── Input data

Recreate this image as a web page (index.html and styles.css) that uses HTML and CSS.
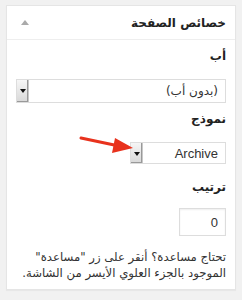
FILE: index.html
```html
<!DOCTYPE html>
<html lang="ar" dir="rtl">
<head>
    <meta charset="UTF-8">
    <title>خصائص الصفحة</title>
    <link rel="stylesheet" href="styles.css">
</head>
<body>
    <div class="postbox">
        <div class="postbox-header">
            <h2>خصائص الصفحة</h2>
            <span class="toggle"></span>
        </div>
        <div class="inside">
            <p class="label">أب</p>
            <div class="select wide">
                <span class="value">(بدون أب)</span>
                <span class="arrow"></span>
            </div>

            <p class="label">نموذج</p>
            <div class="select narrow">
                <span class="value">Archive</span>
                <span class="arrow"></span>
            </div>

            <p class="label order">ترتيب</p>
            <div class="number">0</div>

            <p class="help">تحتاج مساعدة؟ أنقر على زر "مساعدة"<br>الموجود بالجزء العلوي الأيسر من الشاشة.</p>
        </div>

        <!-- red pointer over the template select -->
        <svg class="pointer" width="60" height="24" viewBox="0 0 60 24">
            <line x1="2" y1="5" x2="40" y2="13" stroke="#e8321d" stroke-width="3" stroke-linecap="round"/>
            <polygon points="36,5 54,15 33,20" fill="#e8321d"/>
        </svg>
    </div>
</body>
</html>
```
FILE: styles.css
```css
* {
    margin: 0;
    padding: 0;
    box-sizing: border-box;
}

body {
    font-family: "DejaVu Sans", "Noto Sans", sans-serif;
    background-color: #f1f1f1;
    padding: 5px 6px;
    color: #333;
}

.postbox {
    position: relative;
    background-color: #fff;
    border: 1px solid #e5e5e5;
    box-shadow: 0 1px 1px rgba(0, 0, 0, 0.04);
    height: 285px;
}

.postbox-header {
    display: flex;
    justify-content: space-between;
    align-items: center;
    height: 34px;
    padding: 0 9px 0 14px;
    border-bottom: 1px solid #eee;
}

.postbox-header h2 {
    font-size: 12px;
    font-weight: bold;
    color: #222;
}

.toggle {
    width: 0;
    height: 0;
    border-left: 4px solid transparent;
    border-right: 4px solid transparent;
    border-bottom: 5px solid #aaa;
}

.inside {
    padding: 0 9px 0 9px;
}

.label {
    font-size: 12px;
    font-weight: bold;
    color: #222;
    margin-top: 9px;
    margin-bottom: 16px;
}

.label.order {
    margin-top: 16px;
    margin-bottom: 14px;
}

.select {
    display: flex;
    align-items: stretch;
    height: 24px;
    border: 1px solid #ddd;
    background-color: #fff;
    font-size: 12px;
}

.select .value {
    flex: 1;
    display: flex;
    align-items: center;
    padding-right: 7px;
}

.select .arrow {
    width: 12px;
    border-right: 1px solid #c8c8c8;
    background: linear-gradient(#f6f6f6, #d8d8d8);
    box-shadow: inset -1px -1px 0 #999;
    position: relative;
}

.select .arrow::after {
    content: "";
    position: absolute;
    left: 3px;
    top: 9px;
    border-left: 3px solid transparent;
    border-right: 3px solid transparent;
    border-top: 4px solid #111;
}

.narrow {
    width: 96px;
    height: 22px;
}

.narrow .value {
    font-family: "Liberation Sans", sans-serif;
    font-size: 13px;
    justify-content: flex-end;
    direction: ltr;
    padding-right: 7px;
}

.number {
    width: 47px;
    height: 28px;
    border: 1px solid #ddd;
    box-shadow: inset 0 1px 2px rgba(0, 0, 0, 0.07);
    font-family: "Liberation Sans", sans-serif;
    font-size: 13px;
    display: flex;
    align-items: center;
    padding-right: 7px;
    margin-bottom: 13px;
}

.help {
    font-size: 11.7px;
    line-height: 16px;
    color: #333;
    white-space: nowrap;
}

.pointer {
    position: absolute;
    left: 72px;
    top: 127px;
}
```
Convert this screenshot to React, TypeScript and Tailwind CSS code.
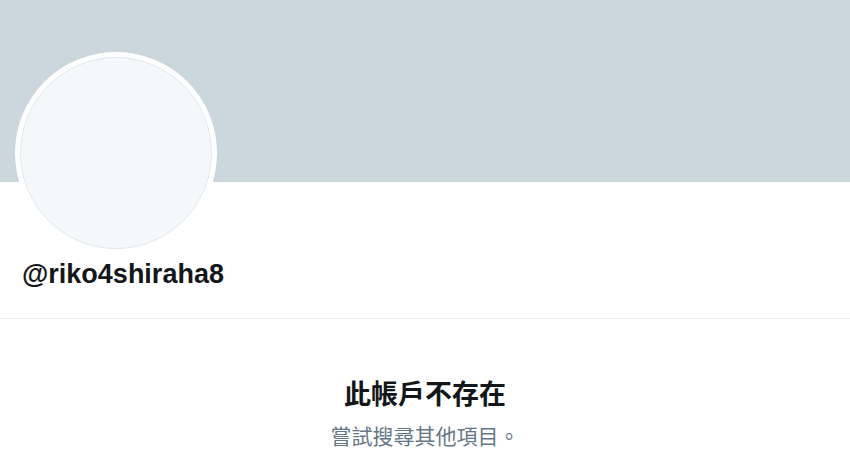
export default function App() {
  return (
    <div className="w-[850px] h-[450px] overflow-hidden bg-white font-['Liberation_Sans','Noto_Sans_CJK_TC',sans-serif]">
      <div className="h-[182px] bg-[#ccd6dd]" />
      <div className="px-[15px]">
        <div className="-mt-[130px] w-[202px] h-[202px] rounded-full bg-white p-[5px]">
          <div className="w-full h-full rounded-full bg-[#f5f8fa] border border-[#e1e8ed]" />
        </div>
        <div className="pl-[7px] mt-[4px] text-[27px] leading-[32px] font-bold text-[#14171a]">
          @riko4shiraha8
        </div>
      </div>
      <div className="mt-[28px] border-t border-[#e6ecf0]" />
      <div className="flex flex-col items-center pt-[60px]">
        <div className="text-[27px] leading-[32px] font-bold text-[#14171a]">此帳戶不存在</div>
        <div className="mt-[14px] text-[21px] leading-[24px] text-[#657786]">嘗試搜尋其他項目。</div>
      </div>
    </div>
  );
}
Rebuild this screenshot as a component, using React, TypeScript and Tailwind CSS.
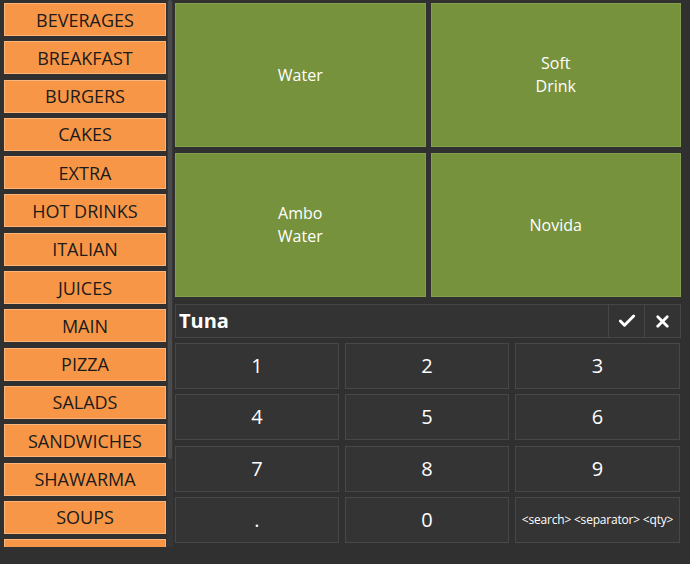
import { Check, X } from "lucide-react";

const categories = [
	"BEVERAGES",
	"BREAKFAST",
	"BURGERS",
	"CAKES",
	"EXTRA",
	"HOT DRINKS",
	"ITALIAN",
	"JUICES",
	"MAIN",
	"PIZZA",
	"SALADS",
	"SANDWICHES",
	"SHAWARMA",
	"SOUPS",
];

const products = [["Water"], ["Soft", "Drink"], ["Ambo", "Water"], ["Novida"]];

const keys = ["1", "2", "3", "4", "5", "6", "7", "8", "9", ".", "0"];

const font = { fontFamily: '"Open Sans", "Noto Sans", sans-serif' };

export default function App() {
	return (
		<div className="flex h-[564px] w-[690px] bg-[#303030] text-white" style={font}>
			{/* category list + scrollbar */}
			<div className="flex h-[547px] w-[175px] shrink-0 overflow-hidden">
				<div className="flex w-[166px] flex-col gap-[5.3px] pl-[4px] pt-[3px]">
					{categories.map((c) => (
						<button
							key={c}
							className="h-[33px] w-[162px] shrink-0 border border-[#fbb47a] bg-[#f79646] text-[18px] leading-none text-[#1b1b1b]"
						>
							{c}
						</button>
					))}
					{/* next item, scrolled out of view */}
					<button
						aria-label="SWEETS"
						className="h-[33px] w-[162px] shrink-0 border border-[#fbb47a] bg-[#f79646]"
					/>
				</div>
				<div className="ml-[1px] w-[6px] bg-[#363636]">
					<div className="ml-[1px] h-[459px] w-[4px] rounded-sm bg-[#4b4b4b]" />
				</div>
			</div>

			{/* right side */}
			<div className="flex w-[506px] flex-col pt-[3px]">
				<div className="grid grid-cols-2 gap-x-[5px] gap-y-[6px]">
					{products.map((p) => (
						<button
							key={p.join(" ")}
							className="flex h-[144px] flex-col items-center justify-center border border-[#849e4d] bg-[#76923c] text-[16px] leading-[23px]"
						>
							{p.map((l) => (
								<span key={l}>{l}</span>
							))}
						</button>
					))}
				</div>

				<div className="mt-[7px] flex h-[34px] border border-[#464646] bg-[#333333]">
					<div className="flex flex-1 items-center pl-[3px] text-[20px] font-bold">Tuna</div>
					<button className="flex w-[36px] items-center justify-center border-l border-[#464646]">
						<Check size={20} strokeWidth={3.5} />
					</button>
					<button className="flex w-[36px] items-center justify-center border-l border-[#464646]">
						<X size={19} strokeWidth={3.5} />
					</button>
				</div>

				<div className="mt-[5px] grid w-[505px] grid-cols-[164px_164px_165px] gap-x-[6px] gap-y-[5.3px]">
					{keys.map((k) => (
						<button
							key={k}
							className="h-[46px] border border-[#484848] bg-[#343434] text-[20px]"
						>
							{k}
						</button>
					))}
					<button className="h-[46px] whitespace-nowrap border border-[#484848] bg-[#343434] text-[12px] tracking-[-0.2px]">
						&lt;search&gt; &lt;separator&gt; &lt;qty&gt;
					</button>
				</div>
			</div>
		</div>
	);
}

────

The records above need to be restated word for word, with the pictures left out.

▶ Answer for this exercise:
Recreate this image as a web page (index.html and styles.css) that uses HTML and CSS.
FILE: index.html
```html
<!DOCTYPE html>
<html lang="ar" dir="rtl">
<head>
    <meta charset="UTF-8">
    <title>خصائص الصفحة</title>
    <link rel="stylesheet" href="styles.css">
</head>
<body>
    <div class="postbox">
        <div class="postbox-header">
            <h2>خصائص الصفحة</h2>
            <span class="toggle"></span>
        </div>
        <div class="inside">
            <p class="label">أب</p>
            <div class="select wide">
                <span class="value">(بدون أب)</span>
                <span class="arrow"></span>
            </div>

            <p class="label">نموذج</p>
            <div class="select narrow">
                <span class="value">Archive</span>
                <span class="arrow"></span>
            </div>

            <p class="label order">ترتيب</p>
            <div class="number">0</div>

            <p class="help">تحتاج مساعدة؟ أنقر على زر "مساعدة"<br>الموجود بالجزء العلوي الأيسر من الشاشة.</p>
        </div>

        <!-- red pointer over the template select -->
        <svg class="pointer" width="60" height="24" viewBox="0 0 60 24">
            <line x1="2" y1="5" x2="40" y2="13" stroke="#e8321d" stroke-width="3" stroke-linecap="round"/>
            <polygon points="36,5 54,15 33,20" fill="#e8321d"/>
        </svg>
    </div>
</body>
</html>
```
FILE: styles.css
```css
* {
    margin: 0;
    padding: 0;
    box-sizing: border-box;
}

body {
    font-family: "DejaVu Sans", "Noto Sans", sans-serif;
    background-color: #f1f1f1;
    padding: 5px 6px;
    color: #333;
}

.postbox {
    position: relative;
    background-color: #fff;
    border: 1px solid #e5e5e5;
    box-shadow: 0 1px 1px rgba(0, 0, 0, 0.04);
    height: 285px;
}

.postbox-header {
    display: flex;
    justify-content: space-between;
    align-items: center;
    height: 34px;
    padding: 0 9px 0 14px;
    border-bottom: 1px solid #eee;
}

.postbox-header h2 {
    font-size: 12px;
    font-weight: bold;
    color: #222;
}

.toggle {
    width: 0;
    height: 0;
    border-left: 4px solid transparent;
    border-right: 4px solid transparent;
    border-bottom: 5px solid #aaa;
}

.inside {
    padding: 0 9px 0 9px;
}

.label {
    font-size: 12px;
    font-weight: bold;
    color: #222;
    margin-top: 9px;
    margin-bottom: 16px;
}

.label.order {
    margin-top: 16px;
    margin-bottom: 14px;
}

.select {
    display: flex;
    align-items: stretch;
    height: 24px;
    border: 1px solid #ddd;
    background-color: #fff;
    font-size: 12px;
}

.select .value {
    flex: 1;
    display: flex;
    align-items: center;
    padding-right: 7px;
}

.select .arrow {
    width: 12px;
    border-right: 1px solid #c8c8c8;
    background: linear-gradient(#f6f6f6, #d8d8d8);
    box-shadow: inset -1px -1px 0 #999;
    position: relative;
}

.select .arrow::after {
    content: "";
    position: absolute;
    left: 3px;
    top: 9px;
    border-left: 3px solid transparent;
    border-right: 3px solid transparent;
    border-top: 4px solid #111;
}

.narrow {
    width: 96px;
    height: 22px;
}

.narrow .value {
    font-family: "Liberation Sans", sans-serif;
    font-size: 13px;
    justify-content: flex-end;
    direction: ltr;
    padding-right: 7px;
}

.number {
    width: 47px;
    height: 28px;
    border: 1px solid #ddd;
    box-shadow: inset 0 1px 2px rgba(0, 0, 0, 0.07);
    font-family: "Liberation Sans", sans-serif;
    font-size: 13px;
    display: flex;
    align-items: center;
    padding-right: 7px;
    margin-bottom: 13px;
}

.help {
    font-size: 11.7px;
    line-height: 16px;
    color: #333;
    white-space: nowrap;
}

.pointer {
    position: absolute;
    left: 72px;
    top: 127px;
}
```
Convert this screenshot to React, TypeScript and Tailwind CSS code.
export default function App() {
  return (
    <div className="w-[850px] h-[450px] overflow-hidden bg-white font-['Liberation_Sans','Noto_Sans_CJK_TC',sans-serif]">
      <div className="h-[182px] bg-[#ccd6dd]" />
      <div className="px-[15px]">
        <div className="-mt-[130px] w-[202px] h-[202px] rounded-full bg-white p-[5px]">
          <div className="w-full h-full rounded-full bg-[#f5f8fa] border border-[#e1e8ed]" />
        </div>
        <div className="pl-[7px] mt-[4px] text-[27px] leading-[32px] font-bold text-[#14171a]">
          @riko4shiraha8
        </div>
      </div>
      <div className="mt-[28px] border-t border-[#e6ecf0]" />
      <div className="flex flex-col items-center pt-[60px]">
        <div className="text-[27px] leading-[32px] font-bold text-[#14171a]">此帳戶不存在</div>
        <div className="mt-[14px] text-[21px] leading-[24px] text-[#657786]">嘗試搜尋其他項目。</div>
      </div>
    </div>
  );
}
Rebuild this screenshot as a component, using React, TypeScript and Tailwind CSS.
import { Check, X } from "lucide-react";

const categories = [
	"BEVERAGES",
	"BREAKFAST",
	"BURGERS",
	"CAKES",
	"EXTRA",
	"HOT DRINKS",
	"ITALIAN",
	"JUICES",
	"MAIN",
	"PIZZA",
	"SALADS",
	"SANDWICHES",
	"SHAWARMA",
	"SOUPS",
];

const products = [["Water"], ["Soft", "Drink"], ["Ambo", "Water"], ["Novida"]];

const keys = ["1", "2", "3", "4", "5", "6", "7", "8", "9", ".", "0"];

const font = { fontFamily: '"Open Sans", "Noto Sans", sans-serif' };

export default function App() {
	return (
		<div className="flex h-[564px] w-[690px] bg-[#303030] text-white" style={font}>
			{/* category list + scrollbar */}
			<div className="flex h-[547px] w-[175px] shrink-0 overflow-hidden">
				<div className="flex w-[166px] flex-col gap-[5.3px] pl-[4px] pt-[3px]">
					{categories.map((c) => (
						<button
							key={c}
							className="h-[33px] w-[162px] shrink-0 border border-[#fbb47a] bg-[#f79646] text-[18px] leading-none text-[#1b1b1b]"
						>
							{c}
						</button>
					))}
					{/* next item, scrolled out of view */}
					<button
						aria-label="SWEETS"
						className="h-[33px] w-[162px] shrink-0 border border-[#fbb47a] bg-[#f79646]"
					/>
				</div>
				<div className="ml-[1px] w-[6px] bg-[#363636]">
					<div className="ml-[1px] h-[459px] w-[4px] rounded-sm bg-[#4b4b4b]" />
				</div>
			</div>

			{/* right side */}
			<div className="flex w-[506px] flex-col pt-[3px]">
				<div className="grid grid-cols-2 gap-x-[5px] gap-y-[6px]">
					{products.map((p) => (
						<button
							key={p.join(" ")}
							className="flex h-[144px] flex-col items-center justify-center border border-[#849e4d] bg-[#76923c] text-[16px] leading-[23px]"
						>
							{p.map((l) => (
								<span key={l}>{l}</span>
							))}
						</button>
					))}
				</div>

				<div className="mt-[7px] flex h-[34px] border border-[#464646] bg-[#333333]">
					<div className="flex flex-1 items-center pl-[3px] text-[20px] font-bold">Tuna</div>
					<button className="flex w-[36px] items-center justify-center border-l border-[#464646]">
						<Check size={20} strokeWidth={3.5} />
					</button>
					<button className="flex w-[36px] items-center justify-center border-l border-[#464646]">
						<X size={19} strokeWidth={3.5} />
					</button>
				</div>

				<div className="mt-[5px] grid w-[505px] grid-cols-[164px_164px_165px] gap-x-[6px] gap-y-[5.3px]">
					{keys.map((k) => (
						<button
							key={k}
							className="h-[46px] border border-[#484848] bg-[#343434] text-[20px]"
						>
							{k}
						</button>
					))}
					<button className="h-[46px] whitespace-nowrap border border-[#484848] bg-[#343434] text-[12px] tracking-[-0.2px]">
						&lt;search&gt; &lt;separator&gt; &lt;qty&gt;
					</button>
				</div>
			</div>
		</div>
	);
}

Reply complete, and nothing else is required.